═════ Entries
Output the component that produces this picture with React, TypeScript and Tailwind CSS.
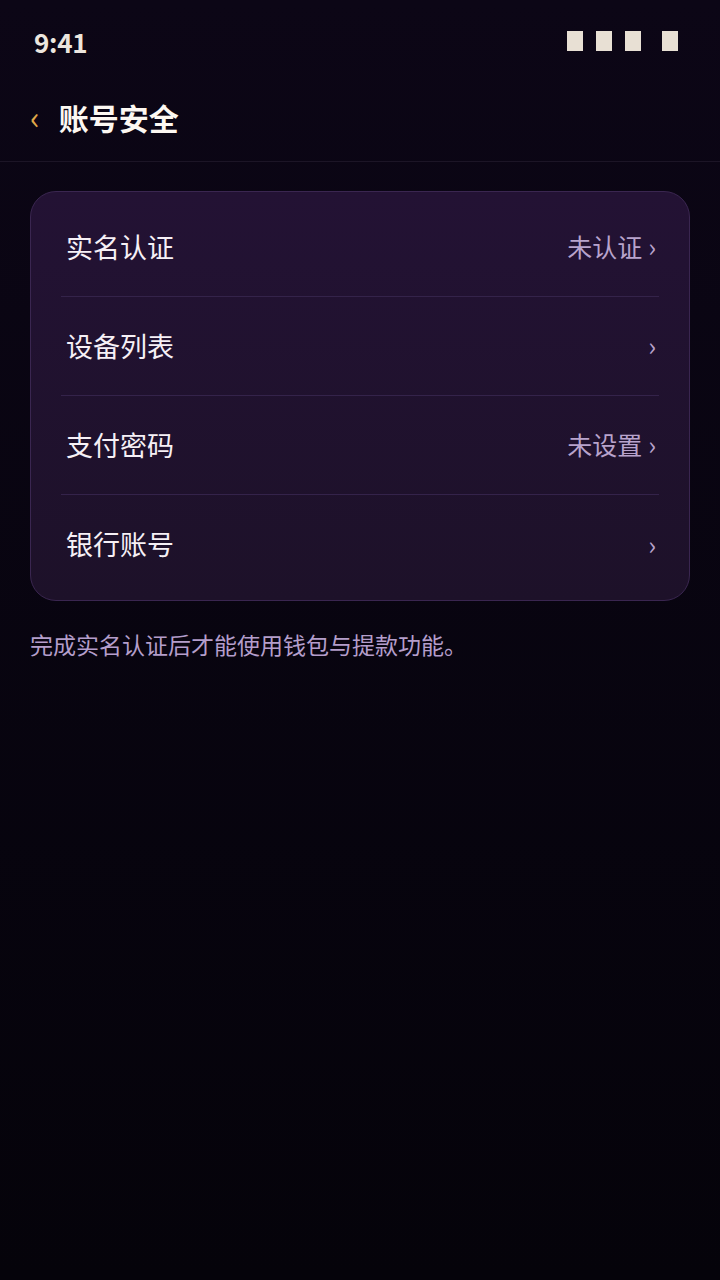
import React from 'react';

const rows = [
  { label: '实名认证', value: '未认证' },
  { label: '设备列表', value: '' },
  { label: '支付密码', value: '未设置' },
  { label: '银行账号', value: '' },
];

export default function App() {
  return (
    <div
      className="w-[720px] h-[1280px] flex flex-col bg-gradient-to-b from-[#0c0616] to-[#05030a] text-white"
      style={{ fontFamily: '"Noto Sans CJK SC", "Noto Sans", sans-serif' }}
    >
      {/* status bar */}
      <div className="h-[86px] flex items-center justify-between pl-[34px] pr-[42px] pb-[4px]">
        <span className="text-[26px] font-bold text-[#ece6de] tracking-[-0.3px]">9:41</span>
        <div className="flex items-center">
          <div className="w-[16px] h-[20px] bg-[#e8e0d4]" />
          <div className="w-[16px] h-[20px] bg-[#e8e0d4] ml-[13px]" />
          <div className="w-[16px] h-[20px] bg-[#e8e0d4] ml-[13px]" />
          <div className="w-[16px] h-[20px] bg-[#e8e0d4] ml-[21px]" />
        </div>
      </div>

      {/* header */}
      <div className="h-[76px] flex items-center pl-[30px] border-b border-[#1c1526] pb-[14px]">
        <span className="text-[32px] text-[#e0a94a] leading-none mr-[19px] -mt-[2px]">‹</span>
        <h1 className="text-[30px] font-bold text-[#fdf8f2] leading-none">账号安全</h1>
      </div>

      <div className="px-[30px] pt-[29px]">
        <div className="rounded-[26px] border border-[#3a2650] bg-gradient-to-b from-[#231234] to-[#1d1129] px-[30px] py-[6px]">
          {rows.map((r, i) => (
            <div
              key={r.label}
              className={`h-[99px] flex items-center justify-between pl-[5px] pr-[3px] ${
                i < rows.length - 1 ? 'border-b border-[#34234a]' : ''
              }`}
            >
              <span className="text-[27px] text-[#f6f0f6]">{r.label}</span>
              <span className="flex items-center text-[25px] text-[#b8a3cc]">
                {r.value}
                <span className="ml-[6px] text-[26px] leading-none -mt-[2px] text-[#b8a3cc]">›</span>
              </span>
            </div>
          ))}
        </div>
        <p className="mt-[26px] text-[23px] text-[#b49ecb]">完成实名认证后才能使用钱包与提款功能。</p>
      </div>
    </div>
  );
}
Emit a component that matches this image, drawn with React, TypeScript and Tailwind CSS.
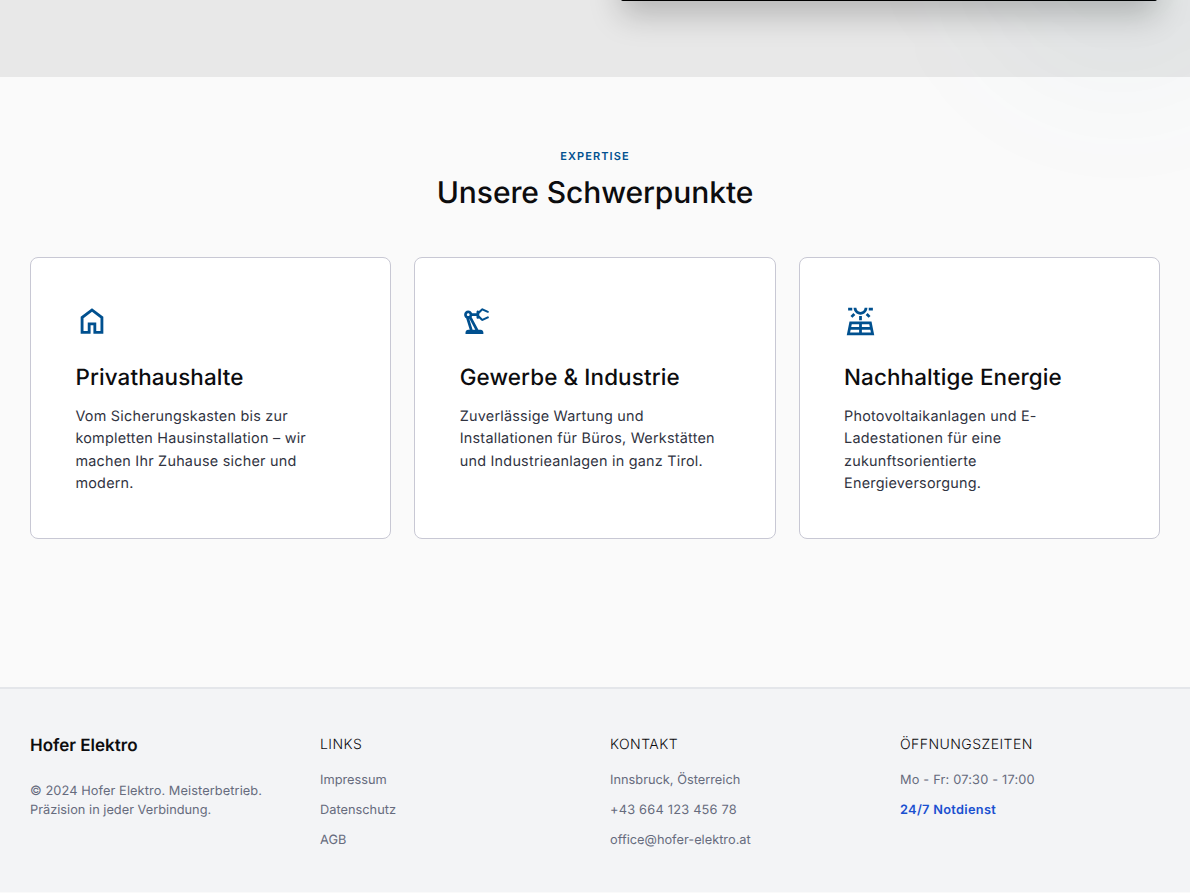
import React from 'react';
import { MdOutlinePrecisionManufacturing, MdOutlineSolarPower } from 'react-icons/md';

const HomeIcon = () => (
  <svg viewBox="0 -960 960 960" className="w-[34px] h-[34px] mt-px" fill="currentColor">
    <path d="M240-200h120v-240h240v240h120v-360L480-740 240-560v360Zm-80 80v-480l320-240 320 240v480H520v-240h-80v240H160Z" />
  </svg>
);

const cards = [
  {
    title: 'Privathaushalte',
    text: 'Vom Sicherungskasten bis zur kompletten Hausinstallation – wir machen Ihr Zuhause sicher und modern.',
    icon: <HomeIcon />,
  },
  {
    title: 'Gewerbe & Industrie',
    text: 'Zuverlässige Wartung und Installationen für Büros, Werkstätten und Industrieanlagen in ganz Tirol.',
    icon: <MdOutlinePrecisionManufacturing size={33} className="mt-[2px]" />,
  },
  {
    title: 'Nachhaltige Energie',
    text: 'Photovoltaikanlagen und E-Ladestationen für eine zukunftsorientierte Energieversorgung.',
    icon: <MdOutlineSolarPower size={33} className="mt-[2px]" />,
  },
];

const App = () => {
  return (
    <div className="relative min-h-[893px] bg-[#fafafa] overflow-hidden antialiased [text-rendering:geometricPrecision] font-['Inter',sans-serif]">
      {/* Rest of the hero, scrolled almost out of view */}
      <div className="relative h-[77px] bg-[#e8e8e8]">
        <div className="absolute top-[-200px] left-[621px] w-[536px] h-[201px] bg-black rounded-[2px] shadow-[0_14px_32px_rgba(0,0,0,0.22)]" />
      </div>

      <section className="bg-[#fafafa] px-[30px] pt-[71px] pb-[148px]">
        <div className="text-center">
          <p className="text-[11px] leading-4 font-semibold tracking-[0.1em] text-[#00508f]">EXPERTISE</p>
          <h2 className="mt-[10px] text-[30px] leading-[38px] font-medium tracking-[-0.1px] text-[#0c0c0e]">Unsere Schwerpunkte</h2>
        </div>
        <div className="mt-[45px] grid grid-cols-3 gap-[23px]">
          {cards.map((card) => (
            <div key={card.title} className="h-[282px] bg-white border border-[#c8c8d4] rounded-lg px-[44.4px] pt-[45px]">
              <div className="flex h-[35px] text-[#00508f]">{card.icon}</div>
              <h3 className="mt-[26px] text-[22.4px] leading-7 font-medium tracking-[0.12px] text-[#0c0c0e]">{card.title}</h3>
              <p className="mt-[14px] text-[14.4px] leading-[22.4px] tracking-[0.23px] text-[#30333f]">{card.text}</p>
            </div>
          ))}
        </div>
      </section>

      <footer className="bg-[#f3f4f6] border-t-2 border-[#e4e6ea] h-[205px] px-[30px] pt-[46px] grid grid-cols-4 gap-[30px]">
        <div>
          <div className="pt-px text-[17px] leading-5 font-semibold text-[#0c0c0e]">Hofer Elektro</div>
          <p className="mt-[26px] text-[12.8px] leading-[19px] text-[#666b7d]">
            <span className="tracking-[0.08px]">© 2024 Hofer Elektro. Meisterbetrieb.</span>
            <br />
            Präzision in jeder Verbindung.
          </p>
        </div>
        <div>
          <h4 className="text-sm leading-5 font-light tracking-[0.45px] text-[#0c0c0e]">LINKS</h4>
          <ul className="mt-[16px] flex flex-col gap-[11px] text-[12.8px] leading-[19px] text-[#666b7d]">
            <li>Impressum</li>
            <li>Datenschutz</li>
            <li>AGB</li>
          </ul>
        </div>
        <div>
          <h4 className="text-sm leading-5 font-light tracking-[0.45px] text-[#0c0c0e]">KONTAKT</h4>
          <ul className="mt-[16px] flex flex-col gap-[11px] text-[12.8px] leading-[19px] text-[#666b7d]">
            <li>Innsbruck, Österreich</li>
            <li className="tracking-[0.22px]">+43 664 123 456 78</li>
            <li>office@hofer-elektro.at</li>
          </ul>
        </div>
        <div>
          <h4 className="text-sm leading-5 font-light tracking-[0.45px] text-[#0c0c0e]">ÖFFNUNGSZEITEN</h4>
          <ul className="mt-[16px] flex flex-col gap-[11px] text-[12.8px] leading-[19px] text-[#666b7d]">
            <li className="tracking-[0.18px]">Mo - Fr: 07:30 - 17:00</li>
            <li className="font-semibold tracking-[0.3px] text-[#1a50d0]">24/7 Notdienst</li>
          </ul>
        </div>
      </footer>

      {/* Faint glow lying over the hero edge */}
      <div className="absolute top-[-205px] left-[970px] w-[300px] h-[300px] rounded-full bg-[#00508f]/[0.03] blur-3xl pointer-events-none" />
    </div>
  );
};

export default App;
══════════
(Written exercise) Set down all the data again exactly as above, pictures excluded.

(Response for this exercise)
Output the component that produces this picture with React, TypeScript and Tailwind CSS.
import React from 'react';

const rows = [
  { label: '实名认证', value: '未认证' },
  { label: '设备列表', value: '' },
  { label: '支付密码', value: '未设置' },
  { label: '银行账号', value: '' },
];

export default function App() {
  return (
    <div
      className="w-[720px] h-[1280px] flex flex-col bg-gradient-to-b from-[#0c0616] to-[#05030a] text-white"
      style={{ fontFamily: '"Noto Sans CJK SC", "Noto Sans", sans-serif' }}
    >
      {/* status bar */}
      <div className="h-[86px] flex items-center justify-between pl-[34px] pr-[42px] pb-[4px]">
        <span className="text-[26px] font-bold text-[#ece6de] tracking-[-0.3px]">9:41</span>
        <div className="flex items-center">
          <div className="w-[16px] h-[20px] bg-[#e8e0d4]" />
          <div className="w-[16px] h-[20px] bg-[#e8e0d4] ml-[13px]" />
          <div className="w-[16px] h-[20px] bg-[#e8e0d4] ml-[13px]" />
          <div className="w-[16px] h-[20px] bg-[#e8e0d4] ml-[21px]" />
        </div>
      </div>

      {/* header */}
      <div className="h-[76px] flex items-center pl-[30px] border-b border-[#1c1526] pb-[14px]">
        <span className="text-[32px] text-[#e0a94a] leading-none mr-[19px] -mt-[2px]">‹</span>
        <h1 className="text-[30px] font-bold text-[#fdf8f2] leading-none">账号安全</h1>
      </div>

      <div className="px-[30px] pt-[29px]">
        <div className="rounded-[26px] border border-[#3a2650] bg-gradient-to-b from-[#231234] to-[#1d1129] px-[30px] py-[6px]">
          {rows.map((r, i) => (
            <div
              key={r.label}
              className={`h-[99px] flex items-center justify-between pl-[5px] pr-[3px] ${
                i < rows.length - 1 ? 'border-b border-[#34234a]' : ''
              }`}
            >
              <span className="text-[27px] text-[#f6f0f6]">{r.label}</span>
              <span className="flex items-center text-[25px] text-[#b8a3cc]">
                {r.value}
                <span className="ml-[6px] text-[26px] leading-none -mt-[2px] text-[#b8a3cc]">›</span>
              </span>
            </div>
          ))}
        </div>
        <p className="mt-[26px] text-[23px] text-[#b49ecb]">完成实名认证后才能使用钱包与提款功能。</p>
      </div>
    </div>
  );
}
Emit a component that matches this image, drawn with React, TypeScript and Tailwind CSS.
import React from 'react';
import { MdOutlinePrecisionManufacturing, MdOutlineSolarPower } from 'react-icons/md';

const HomeIcon = () => (
  <svg viewBox="0 -960 960 960" className="w-[34px] h-[34px] mt-px" fill="currentColor">
    <path d="M240-200h120v-240h240v240h120v-360L480-740 240-560v360Zm-80 80v-480l320-240 320 240v480H520v-240h-80v240H160Z" />
  </svg>
);

const cards = [
  {
    title: 'Privathaushalte',
    text: 'Vom Sicherungskasten bis zur kompletten Hausinstallation – wir machen Ihr Zuhause sicher und modern.',
    icon: <HomeIcon />,
  },
  {
    title: 'Gewerbe & Industrie',
    text: 'Zuverlässige Wartung und Installationen für Büros, Werkstätten und Industrieanlagen in ganz Tirol.',
    icon: <MdOutlinePrecisionManufacturing size={33} className="mt-[2px]" />,
  },
  {
    title: 'Nachhaltige Energie',
    text: 'Photovoltaikanlagen und E-Ladestationen für eine zukunftsorientierte Energieversorgung.',
    icon: <MdOutlineSolarPower size={33} className="mt-[2px]" />,
  },
];

const App = () => {
  return (
    <div className="relative min-h-[893px] bg-[#fafafa] overflow-hidden antialiased [text-rendering:geometricPrecision] font-['Inter',sans-serif]">
      {/* Rest of the hero, scrolled almost out of view */}
      <div className="relative h-[77px] bg-[#e8e8e8]">
        <div className="absolute top-[-200px] left-[621px] w-[536px] h-[201px] bg-black rounded-[2px] shadow-[0_14px_32px_rgba(0,0,0,0.22)]" />
      </div>

      <section className="bg-[#fafafa] px-[30px] pt-[71px] pb-[148px]">
        <div className="text-center">
          <p className="text-[11px] leading-4 font-semibold tracking-[0.1em] text-[#00508f]">EXPERTISE</p>
          <h2 className="mt-[10px] text-[30px] leading-[38px] font-medium tracking-[-0.1px] text-[#0c0c0e]">Unsere Schwerpunkte</h2>
        </div>
        <div className="mt-[45px] grid grid-cols-3 gap-[23px]">
          {cards.map((card) => (
            <div key={card.title} className="h-[282px] bg-white border border-[#c8c8d4] rounded-lg px-[44.4px] pt-[45px]">
              <div className="flex h-[35px] text-[#00508f]">{card.icon}</div>
              <h3 className="mt-[26px] text-[22.4px] leading-7 font-medium tracking-[0.12px] text-[#0c0c0e]">{card.title}</h3>
              <p className="mt-[14px] text-[14.4px] leading-[22.4px] tracking-[0.23px] text-[#30333f]">{card.text}</p>
            </div>
          ))}
        </div>
      </section>

      <footer className="bg-[#f3f4f6] border-t-2 border-[#e4e6ea] h-[205px] px-[30px] pt-[46px] grid grid-cols-4 gap-[30px]">
        <div>
          <div className="pt-px text-[17px] leading-5 font-semibold text-[#0c0c0e]">Hofer Elektro</div>
          <p className="mt-[26px] text-[12.8px] leading-[19px] text-[#666b7d]">
            <span className="tracking-[0.08px]">© 2024 Hofer Elektro. Meisterbetrieb.</span>
            <br />
            Präzision in jeder Verbindung.
          </p>
        </div>
        <div>
          <h4 className="text-sm leading-5 font-light tracking-[0.45px] text-[#0c0c0e]">LINKS</h4>
          <ul className="mt-[16px] flex flex-col gap-[11px] text-[12.8px] leading-[19px] text-[#666b7d]">
            <li>Impressum</li>
            <li>Datenschutz</li>
            <li>AGB</li>
          </ul>
        </div>
        <div>
          <h4 className="text-sm leading-5 font-light tracking-[0.45px] text-[#0c0c0e]">KONTAKT</h4>
          <ul className="mt-[16px] flex flex-col gap-[11px] text-[12.8px] leading-[19px] text-[#666b7d]">
            <li>Innsbruck, Österreich</li>
            <li className="tracking-[0.22px]">+43 664 123 456 78</li>
            <li>office@hofer-elektro.at</li>
          </ul>
        </div>
        <div>
          <h4 className="text-sm leading-5 font-light tracking-[0.45px] text-[#0c0c0e]">ÖFFNUNGSZEITEN</h4>
          <ul className="mt-[16px] flex flex-col gap-[11px] text-[12.8px] leading-[19px] text-[#666b7d]">
            <li className="tracking-[0.18px]">Mo - Fr: 07:30 - 17:00</li>
            <li className="font-semibold tracking-[0.3px] text-[#1a50d0]">24/7 Notdienst</li>
          </ul>
        </div>
      </footer>

      {/* Faint glow lying over the hero edge */}
      <div className="absolute top-[-205px] left-[970px] w-[300px] h-[300px] rounded-full bg-[#00508f]/[0.03] blur-3xl pointer-events-none" />
    </div>
  );
};

export default App;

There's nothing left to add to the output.